I Am Not Spock: After the movie made Gabourey Sidbe into a breakout star, many people started to confuse her with the character and began showering her with woobie-appropriate sympathy, despite growing up in a loving, functional two-parent family. She mocked the phenomenon in her monologue on SNL in a grand musical number. "I am happy, because I'm not Precious!"
Internalized Categorism: Precious' internalized racism is painful, particularly in the novel, where she muses that no one can tell she's like a white girl on the inside because she views whiteness as inherently good and valued. It's not until the end of the book that she develops a more positive view of herself, especially after she attends a support group for incest survivors, and meets women of all ages, shapes and colors who have faced abuse similar to what she suffered.

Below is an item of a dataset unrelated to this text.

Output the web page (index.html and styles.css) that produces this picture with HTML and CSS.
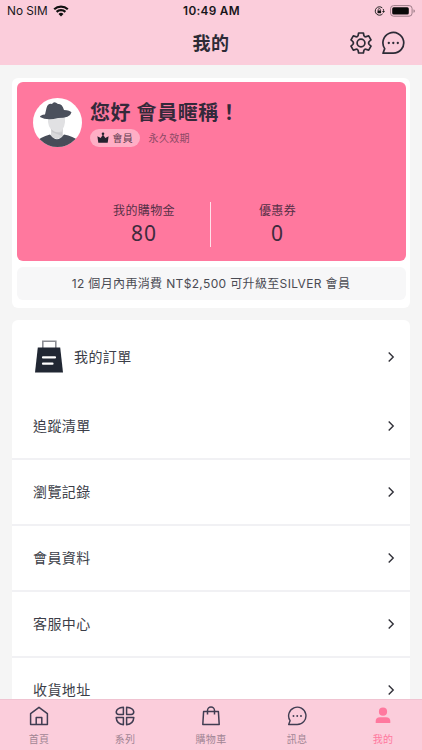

One Mario Limit: For the film, as applied to titles. There was another 2009 film (an Action Movie) titled Push, so whether the...erm...unique title of the film was planned ahead of time or not, it helped avoid confusion (one doubts that there's much overlap between the two films' audiences). They did however go a bit overboard calling it 'Precious (Base On Nol By Saf) (Based On The Novel 'Push' By Sapphire)' (mimicking the way Precious writes when she is first learning how to). When the movie tie-in edition of Push was released, the cover read "Push: A Novel by Sapphire. Now a Major Motion Picture 'Precious: Based on the Novel "Push" By Sapphire'" to the confusion of readers and booksellers alike.
Soundtrack Dissonance: In a few places. The movie has REALLY surreal moments. The most bizarre might be the scene where Precious and her mother fight, accompanied by a gospel Christmas song.

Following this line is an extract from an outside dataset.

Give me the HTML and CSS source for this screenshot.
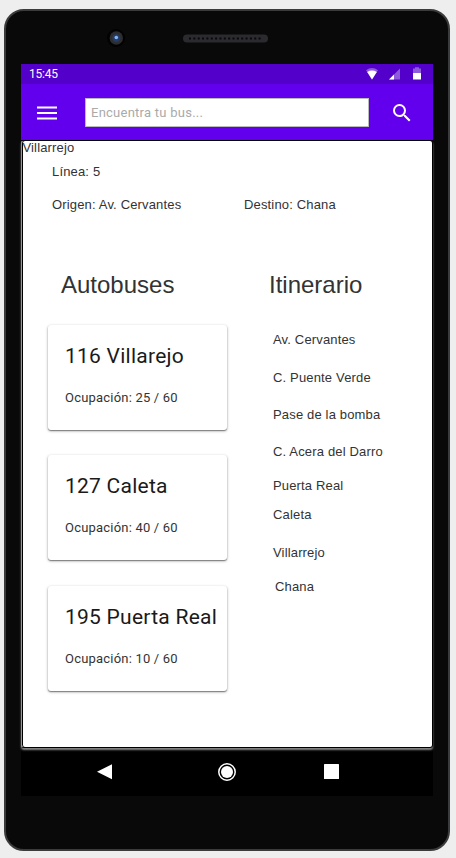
FILE: index.html
```html
<!DOCTYPE html>
<html lang="es">
<head>
<meta charset="utf-8">
<title>Línea 5</title>
<link rel="stylesheet" href="styles.css">
</head>
<body>
<div class="phone">
  <div class="phone-top">
    <svg class="camera" width="20" height="20" viewBox="0 0 20 20">
      <circle cx="10" cy="10" r="9" fill="#020202"/>
      <circle cx="10.3" cy="10" r="6.7" fill="#2c2d30"/>
      <circle cx="10.3" cy="10" r="4.2" fill="#34373d"/>
      <circle cx="10" cy="9.8" r="3.2" fill="#1c3d75"/>
      <circle cx="10.3" cy="9.5" r="1.8" fill="#8ab4ee"/>
    </svg>
    <svg class="speaker" width="86" height="9" viewBox="0 0 86 9">
      <rect x="1" y=".5" width="85" height="8" rx="4" fill="#2b2b2f"/>
      <path d="M7 4.500H80" stroke="#08080a" stroke-width="2" stroke-dasharray="2 2.350"/>
    </svg>
  </div>
  <div class="screen">
    <div class="status">
      <span class="clock">15:45</span>
      <svg width="60" height="20" viewBox="0 0 60 20">
        <path d="M1 6.200Q7 2 13 6.200L7 15.500Z" fill="#fff" opacity=".35"/>
        <path d="M2.200 8Q7 5.200 11.800 8L7 15.500Z" fill="#fff"/>
        <path d="M24 15.500L35 4.500V15.500Z" fill="#fff" opacity=".35"/>
        <path d="M24 15.500L29 10.500V15.500Z" fill="#fff"/>
        <path d="M48 9V4.500H50V3.200H54V4.500H56V9Z" fill="#fff" opacity=".35"/>
        <path d="M48 9H56V15.500H48Z" fill="#fff"/>
      </svg>
    </div>
    <div class="appbar">
      <svg class="menu" width="20" height="14" viewBox="0 0 20 14">
        <path d="M0 1.500H20M0 7H20M0 12.500H20" stroke="#fff" stroke-width="2"/>
      </svg>
      <input class="search" type="text" placeholder="Encuentra tu bus...">
      <svg width="24" height="24" viewBox="0 0 24 24">
        <path fill="#fff" d="M15.500 14h-.79l-.28-.27A6.471 6.471 0 0 0 16 9.500 6.500 6.500 0 1 0 9.500 16c1.610 0 3.090-.59 4.230-1.570l.27.28v.79l5 4.990L20.490 19l-4.990-5zm-6 0C7.010 14 5 11.990 5 9.500S7.010 5 9.500 5 14 7.010 14 9.500 11.990 14 9.500 14z"/>
      </svg>
    </div>
    <div class="content">
      <div class="title">Villarrejo</div>
      <div class="line">Línea: 5</div>
      <div class="route">
        <span class="origin">Origen: Av. Cervantes</span>
        <span class="dest">Destino: Chana</span>
      </div>
      <div class="columns">
        <div class="buses">
          <h2>Autobuses</h2>
          <div class="card"><h3>116 Villarejo</h3><p>Ocupación: 25 / 60</p></div>
          <div class="card"><h3>127 Caleta</h3><p>Ocupación: 40 / 60</p></div>
          <div class="card last"><h3>195 Puerta Real</h3><p>Ocupación: 10 / 60</p></div>
        </div>
        <div class="itinerary">
          <h2>Itinerario</h2>
          <ul>
            <li>Av. Cervantes</li>
            <li class="gap-22">C. Puente Verde</li>
            <li>Pase de la bomba</li>
            <li>C. Acera del Darro</li>
            <li class="gap-18">Puerta Real</li>
            <li class="gap-13">Caleta</li>
            <li class="gap-22">Villarrejo</li>
            <li class="gap-18 end">Chana</li>
          </ul>
        </div>
      </div>
    </div>
    <div class="nav">
      <svg width="412" height="48" viewBox="0 0 412 48">
        <path d="M91 16.300V31.300L76 23.800Z" fill="#fff"/>
        <circle cx="206" cy="24" r="8.200" fill="none" stroke="#fff" stroke-width="1.500"/>
        <circle cx="206" cy="24" r="6" fill="#fff"/>
        <rect x="303" y="16" width="15" height="15" rx=".5" fill="#fff"/>
      </svg>
    </div>
  </div>
</div>
</body>
</html>
```
FILE: styles.css
```css
* { box-sizing: border-box; }
body {
  margin: 0;
  padding: 9px 0 0 4px;
  height: 858px;
  overflow: hidden;
  background: #eee;
  font: 13px/16px "Liberation Sans", Arial, sans-serif;
  color: #333;
}
h2, h3, p, ul { margin: 0; padding: 0; font-weight: 400; }
.phone {
  width: 446px;
  height: 842px;
  border: 2px solid #3a3b3c;
  border-radius: 20px;
  background: #090909;
  padding-left: 15px;
}
.phone-top { height: 53px; display: flex; align-items: flex-start; }
.camera { margin: 17px 0 0 85px; }
.speaker { margin: 23px 0 0 56px; }
.screen { width: 412px; height: 732px; background: #000; }
.status {
  height: 20px;
  background: #5300ca;
  display: flex;
  justify-content: space-between;
  padding: 0 8px;
  color: #fff;
}
.clock { font: 12px/21px Roboto, sans-serif; letter-spacing: -.2px; }
.appbar {
  height: 56px;
  background: #6200ee;
  display: flex;
  align-items: center;
  padding-left: 16px;
}
.menu { margin-top: 2px; }
.search {
  width: 284px;
  height: 29px;
  margin: 1px 21px 0 28px;
  border: 1px solid #bbb;
  border-radius: 0;
  background: #fff;
  padding: 0 5px;
  font: 13px Roboto, sans-serif;
  letter-spacing: .25px;
}
.search::placeholder { color: #aaa; opacity: 1; }
.appbar > svg:last-child { margin-top: 2px; }
.content {
  height: 608px;
  border: 1px solid #000;
  border-left-color: #999;
  border-radius: 3px;
  background: #fff;
  box-shadow: inset 1px 0 #000, 0 2px 2px #888;
  letter-spacing: .16px;
}
.title { height: 14px; line-height: 14px; padding-left: .5px; letter-spacing: .15px; }
.line { margin: 9px 0 0 30px; }
.route { display: flex; margin: 17px 0 0 30px; }
.origin { width: 192px; }
.columns { display: flex; margin-top: 58px; }
.buses { width: 221px; padding-left: 26px; }
h2 { font-size: 24px; line-height: 28px; height: 54px; letter-spacing: 0; }
.buses h2 { padding-left: 13px; }
.itinerary { padding-left: 26px; }
.card {
  width: 179px;
  height: 105px;
  margin-bottom: 25px;
  padding: 16px 0 0 17px;
  border-radius: 3px;
  background: #fff;
  box-shadow: 0 1px 3px rgba(0,0,0,.35), 0 1px 1px rgba(0,0,0,.35);
  font-family: Roboto, sans-serif;
  color: #1a1a1a;
}
.last { margin-top: 26px; }
.card h3 { font-size: 21px; line-height: 30px; letter-spacing: .25px; }
.card p { margin-top: 19px; font-size: 13px; line-height: 16px; letter-spacing: .2px; color: #333; }
.itinerary ul { list-style: none; padding: 7px 0 0 4px; }
.itinerary li { margin-top: 21px; }
.itinerary li:first-child { margin-top: 0; }
.itinerary .gap-22 { margin-top: 22px; }
.itinerary .gap-18 { margin-top: 18px; }
.itinerary .gap-13 { margin-top: 13px; }
.end { padding-left: 2px; }
.nav { height: 48px; }
.nav svg { display: block; }
```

Teen Pregnancy: Twice, in fact Precious' first pregnancy is almost a preteen pregnancy. In the book, it is a preteen pregnancy; Little Mongo is born when Precious is 12.
The Unfair Sex: Precious's mom is just as bad (if not worse) than her father in terms of how she treats her daughter. Of course, we don't get a scene of her father being confronted or confessing in tears that he was also abused, either.